Plot first -- this is a well-plotted novel. We move from one crisis to another, some seemingly unconnected but all pointing towards the Big One and, secondarily, to the Big Reveal of what exactly it was that happened to Jaz those months previous. Unsurprisingly these two are somewhat connected, but it wasn't in a contrived way. This novel is hard to put down because one is barrelling towards a conclusion and the ride is so exciting and interesting. The payoff is great; the Big One is big and the Big Reveal is wince-worthy and worth waiting for, too.
And because of the characters, we actually care about how the plot turns out. Jaz is just awesome. She is flawed, deeply flawed. She thinks she's insane, and sometimes the reader thinks she might be, too, but we don't blame her. She's engaging and smart, strong and very quick on her (mental and physical) feet. She is wiser than her age would suggest, but she's been through a lot. And she's funny, and self-deprecating, and fiercely loyal. She has a good relationship with her little sister, and tolerates her father, who is a jerk but also has his good points. Jaz is a multi-faceted character and one who is an absolute treat to spend time with, and I think for me was the main driver for me still really enjoying this story despite its flaws. I will happily seek out the rest of this series just to see how she's doing.
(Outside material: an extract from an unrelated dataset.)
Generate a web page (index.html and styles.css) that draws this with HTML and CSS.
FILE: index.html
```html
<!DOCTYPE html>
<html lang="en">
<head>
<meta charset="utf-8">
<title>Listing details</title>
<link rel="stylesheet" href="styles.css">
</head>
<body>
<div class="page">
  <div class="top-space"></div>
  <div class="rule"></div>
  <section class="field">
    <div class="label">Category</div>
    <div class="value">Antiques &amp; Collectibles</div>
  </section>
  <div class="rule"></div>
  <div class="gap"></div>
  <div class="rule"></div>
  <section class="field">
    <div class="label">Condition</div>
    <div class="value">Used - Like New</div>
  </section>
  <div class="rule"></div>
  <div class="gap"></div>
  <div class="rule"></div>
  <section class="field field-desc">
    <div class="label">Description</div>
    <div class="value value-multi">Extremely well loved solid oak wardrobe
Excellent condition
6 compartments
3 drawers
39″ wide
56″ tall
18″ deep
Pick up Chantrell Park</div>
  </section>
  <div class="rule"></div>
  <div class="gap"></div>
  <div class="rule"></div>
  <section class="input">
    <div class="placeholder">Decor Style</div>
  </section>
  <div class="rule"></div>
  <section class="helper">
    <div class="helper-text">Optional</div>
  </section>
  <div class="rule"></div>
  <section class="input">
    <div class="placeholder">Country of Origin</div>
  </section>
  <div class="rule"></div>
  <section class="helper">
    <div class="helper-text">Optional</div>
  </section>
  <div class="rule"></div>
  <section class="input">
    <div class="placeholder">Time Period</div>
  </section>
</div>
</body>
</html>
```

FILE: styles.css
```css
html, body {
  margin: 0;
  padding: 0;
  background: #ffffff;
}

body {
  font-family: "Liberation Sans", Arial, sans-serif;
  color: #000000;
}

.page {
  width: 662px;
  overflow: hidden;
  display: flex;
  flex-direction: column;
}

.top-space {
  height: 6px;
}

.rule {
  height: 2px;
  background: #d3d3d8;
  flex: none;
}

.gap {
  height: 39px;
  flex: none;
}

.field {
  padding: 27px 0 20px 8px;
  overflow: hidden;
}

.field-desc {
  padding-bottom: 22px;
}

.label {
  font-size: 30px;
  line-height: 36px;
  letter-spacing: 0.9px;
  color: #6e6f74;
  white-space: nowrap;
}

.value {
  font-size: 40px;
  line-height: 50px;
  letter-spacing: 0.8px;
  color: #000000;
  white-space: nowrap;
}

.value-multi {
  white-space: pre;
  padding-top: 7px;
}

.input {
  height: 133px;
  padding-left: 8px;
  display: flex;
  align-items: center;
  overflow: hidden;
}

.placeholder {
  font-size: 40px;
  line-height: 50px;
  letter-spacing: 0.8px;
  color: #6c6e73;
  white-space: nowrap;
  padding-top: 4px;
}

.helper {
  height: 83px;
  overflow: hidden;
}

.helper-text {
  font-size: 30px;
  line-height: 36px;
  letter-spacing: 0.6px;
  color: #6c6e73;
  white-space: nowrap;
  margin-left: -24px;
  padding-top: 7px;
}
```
Of the other characters, Vayl of course is the most fleshed out; he is Jaz's vampire boss, a long-time CIA agent. He's also growing into a love interest. He's got his own backstory (it's a little stereotypical wounded hero, but not over the top) and what I liked about him the most was that he gave Jaz space. He wasn't all typical romance-hero-Alpha male; he trusted Jaz to do her job, which is necessarily exceedingly dangerous. He freaks out when she gets herself into a series of really bad situations, but not to the point of losing control of himself or sight of the mission. He never demands that she quit or do something less dangerous -- in fact, he's more likely to tell her to smarten up and do her job. They're a team, and a really good one. The only time he gets angry with her is when she does something to compromise their mission, and another time when she lies to him, both of which seem like perfectly reasonable responses. And what I like about them as characters who lean towards romantic partners is that they don't feel completely ill-matched. They are friends, and colleagues; they're comfortable with each other and respectful of each other. I like the hint of romance; I also like that it's not nearly resolved by the end of the book. They don't even kiss. Which makes the payoff, when/if that does happen, that much better down the road. There's more to come and I look forward to seeing how their relationship develops.
So there we go; an exceedingly long review on a book I view as a bit of an escape read. I am so glad I read this book; it really helped me get my reading mojo back, and it was good fun, and also allowed me a chance to think about faulty narrative devices in a way that for whatever reason didn't detract from the story for me. I recommend this for anyone who enjoys a fast summer read with a kick-ass heroine and lots of exciting action.